Algo muy distinto ocurrió en Yugoslavia, país en el que el antiguo partido comunista se aferró al poder y no ha habido poder humano (ni militar, religioso o internacional) que lo remueva. Peor aún, nada ha sido suficiente, ni siquiera el desmembramiento de su territorio, para contener la ambición desmedida de los miembros de ese partido. Quizá este modelo sea irrelevante para el PRI ahora que ha perdido, pero no sobra observarlo, sobre todo por el suicidio nacional que encarna. En franco contraste con los dos casos anteriores, la república Checa ejemplifica otro extremo del proceso de cambio postcomunista: en ese país, el antiguo partido comunista prácticamente desapareció sin dejar rastro.
Pero es el Partido Comunista de la antigua Unión Soviética el que bien podría ser significativo para nosotros. A final de cuentas, los partidos comunistas en todos los países de la órbita soviética fueron impuestos, apuntalados o apoyados decisivamente por un tercer país, factor que hizo fácil a los partidos locales desembarazarse, culpar a los rusos y ponerse a trabajar, como ha ocurrido en Polonia, Hungría y otros países. En cierta forma, México se parece más, en concepto, a Rusia que a cualquiera de otros países europeos. En Rusia el antiguo partido comunista ni avanza ni retrocede: controla un bloque muy importante de la Duma, el parlamento ruso, pero se dedica a obstruirlo todo; propugna por retornar a los viejos tiempos y vive apostando a un pasado que ya no puede ser; sus apoyos se reducen a la población de mayor edad que añora la certidumbre del pasado y a unos cuantos núcleos de poblaciones aisladas geográfica o funcionalmente. Como todas las entelequias, ese partido no tiene mayor opción que cambiar o extinguirse en el curso de los próximos años.

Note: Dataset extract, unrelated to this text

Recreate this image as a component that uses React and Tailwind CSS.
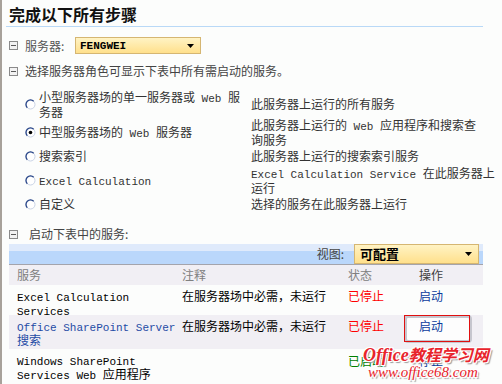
import React from "react";

const L = ({ children }) => (
  <span className="font-['Liberation_Mono','Noto_Sans_CJK_SC',monospace] text-[11px] leading-none">{children}</span>
);

const Toggle = () => (
  <svg width="9" height="9" viewBox="0 0 9 9" className="shrink-0">
    <rect x="0.5" y="0.5" width="8" height="8" fill="#f3f3f3" stroke="#8a8a8a" />
    <rect x="2" y="4" width="5" height="1" fill="#5a5a5a" />
  </svg>
);

const Radio = ({ checked }) => (
  <svg width="11" height="11" viewBox="0 0 11 11" className="shrink-0">
    <circle cx="5.5" cy="5.5" r="4.5" fill="#fff" stroke="#c9d3e6" strokeWidth="1" />
    <path d="M2.3 8.7 A4.5 4.5 0 0 1 8.7 2.3" fill="none" stroke="#2a4789" strokeWidth="1.3" />
    {checked && <circle cx="5.5" cy="5.5" r="1.8" fill="#000" />}
  </svg>
);

const Arrow = () => (
  <svg width="7" height="4" viewBox="0 0 7 4" className="shrink-0">
    <polygon points="0,0 7,0 3.5,4" fill="#000" />
  </svg>
);

const options = [
  {
    checked: false,
    h: "h-[28px]",
    left: (
      <>
        小型服务器场的单一服务器或<L> Web </L>服<br />务器
      </>
    ),
    right: <>此服务器上运行的所有服务</>,
  },
  {
    checked: true,
    h: "h-[28px]",
    left: (
      <>
        中型服务器场的<L> Web </L>服务器
      </>
    ),
    right: (
      <>
        此服务器上运行的<L> Web </L>应用程序和搜索查<br />询服务
      </>
    ),
  },
  { checked: false, h: "h-[20px]", left: <>搜索索引</>, right: <>此服务器上运行的搜索索引服务</> },
  {
    checked: false,
    h: "h-[28px]",
    left: <L>Excel Calculation</L>,
    right: (
      <>
        <L>Excel Calculation Service </L>在此服务器上<br />运行
      </>
    ),
  },
  { checked: false, h: "h-[20px]", left: <>自定义</>, right: <>选择的服务在此服务器上运行</> },
];

export default function App() {
  return (
    <div className="relative w-[502px] h-[384px] overflow-hidden bg-[#fcfdfc] border-l-2 border-[#a7a19a] font-['Noto_Sans_CJK_SC',sans-serif] text-[12px] leading-[14px] text-[#333]">
      {/* Title */}
      <div className="ml-[4px] w-[477px] border-b border-[#b9d9f7] pt-[4px] pl-[3px] pb-[2px]">
        <h1 className="text-[16px] leading-[20px] font-bold text-[#111]">完成以下所有步骤</h1>
      </div>

      {/* Server row */}
      <div className="mt-[10px] flex items-center h-[17px] pl-[7px]">
        <Toggle />
        <span className="ml-[7px] w-[50px] text-[#555]">服务器:</span>
        <div className="w-[126px] h-[17px] border border-[#d5b672] bg-[linear-gradient(#fff3c4,#ffe08c)] flex items-center justify-between pl-[4px] pr-[6px]">
          <span className="font-['Liberation_Mono',monospace] font-bold text-[11px] leading-[12px] text-black">FENGWEI</span>
          <Arrow />
        </div>
      </div>

      {/* Role description */}
      <div className="mt-[10px] flex items-center h-[14px] pl-[7px]">
        <Toggle />
        <span className="ml-[7px] text-[#444]">选择服务器角色可显示下表中所有需启动的服务。</span>
      </div>

      {/* Options */}
      <div className="mt-[12px] flex flex-col pl-[23px]">
        {options.map((o, i) => (
          <div key={i} className={`flex items-center ${o.h}`}>
            <div className="w-[226px] flex items-center gap-[3px] whitespace-nowrap">
              <Radio checked={o.checked} />
              <span className="text-[#333]">{o.left}</span>
            </div>
            <div className="whitespace-nowrap text-[#333]">{o.right}</div>
          </div>
        ))}
      </div>

      {/* Start services */}
      <div className="mt-[13px] flex items-center h-[14px] pl-[7px]">
        <Toggle />
        <span className="ml-[11px] text-[#444]">启动下表中的服务:</span>
      </div>

      {/* Table */}
      <div className="mt-[3px] ml-[7px] w-[474px] leading-[12px]">
        <div className="h-[21px] border-b border-[#a4a4ac] bg-[linear-gradient(#dfeafb_0%,#dfeafb_35%,#bad7fb_35%,#bad7fb_100%)] flex items-center justify-end pr-[4px]">
          <span className="mr-[10px] text-[#444]">视图:</span>
          <div className="w-[125px] h-[20px] border border-[#d5b672] bg-[linear-gradient(#fff3c4,#ffe08c)] flex items-center justify-between pl-[5px] pr-[6px]">
            <span className="font-bold text-[13px] leading-[14px] text-black">可配置</span>
            <Arrow />
          </div>
        </div>

        <div className="h-[20px] bg-[#f1eff4] grid grid-cols-[165px_166px_64px_1fr] items-center">
          <span className="pl-[8px] text-[#808080]">服务</span>
          <span className="pl-[8px] text-[#808080]">注释</span>
          <span className="pl-[8px] text-[#808080]">状态</span>
          <span className="pl-[15px] text-[#404040]">操作</span>
        </div>

        <div className="h-[30px] pt-[5px] grid grid-cols-[165px_166px_64px_1fr] items-start text-black">
          <span className="pl-[8px] whitespace-nowrap">
            <L>Excel Calculation</L>
            <br />
            <L>Services</L>
          </span>
          <span className="pl-[8px] whitespace-nowrap">在服务器场中必需，未运行</span>
          <span className="pl-[8px] text-[#ff0000]">已停止</span>
          <span className="pl-[15px] text-[#0b3b9c]">启动</span>
        </div>

        <div className="h-[34px] bg-[#f1eff4] grid grid-cols-[165px_166px_64px_1fr] items-start text-black">
          <span className="pl-[8px] pt-[5px] whitespace-nowrap text-[#1f4ba5]">
            <L>Office SharePoint Server</L>
            <br />
            搜索
          </span>
          <span className="pl-[8px] pt-[5px] whitespace-nowrap">在服务器场中必需，未运行</span>
          <span className="pl-[8px] pt-[5px] text-[#ff0000]">已停止</span>
          <div className="relative">
            <div className="w-[68px] h-[28px] border-[3px] border-[#c6c6ce] rounded-[4px] bg-[#fdfdfd] pl-[12px] pt-[2px] text-[#0b3b9c]">
              启动
            </div>
            <div className="absolute left-0 top-0 w-[66px] h-[27px] border border-[#e01010]" />
          </div>
        </div>

        <div className="h-[40px] pt-[5px] grid grid-cols-[165px_166px_64px_1fr] items-start text-black">
          <span className="pl-[8px] whitespace-nowrap">
            <L>Windows SharePoint</L>
            <br />
            <L>Services Web </L>应用程序
          </span>
          <span className="pl-[8px]" />
          <span className="pl-[8px] pt-[1px] text-[#008000]">已启动</span>
          <span className="pl-[15px] pt-[1px] text-[#0b3b9c]">停止</span>
        </div>
      </div>

      {/* Watermark */}
      <div className="absolute left-[361px] top-[346px] italic text-[#e8242c] leading-none [text-shadow:1px_1px_0_#fff,-1px_-1px_0_#fff,1px_-1px_0_#fff,-1px_1px_0_#fff,2px_2px_1px_#999]">
        <div className="whitespace-nowrap font-bold">
          <span className="font-['Liberation_Serif',serif] text-[18px]">Office</span>
          <span className="font-['Noto_Sans_CJK_SC',sans-serif] text-[16px]">教程学习网</span>
        </div>
        <div className="mt-[1px] ml-[5px] whitespace-nowrap font-['Liberation_Serif',serif] text-[15px]">www.office68.com</div>
      </div>
    </div>
  );
}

Igual para el PRI. Los priístas ciertamente pueden aferrarse a lo que tienen, argumentar que siguen siendo el partido mayoritario en el congreso y pretender que todo marchará bien. De tomar ese camino, seguramente acabarán como el partido comunista ruso: en la oposición y en decadencia. Su alternativa reside en el modelo polaco: cambiar, modernizarse, abandonar sus peores prácticas y reconocer que el mundo ya cambió. ¿Podrán con tanto pragmatismo?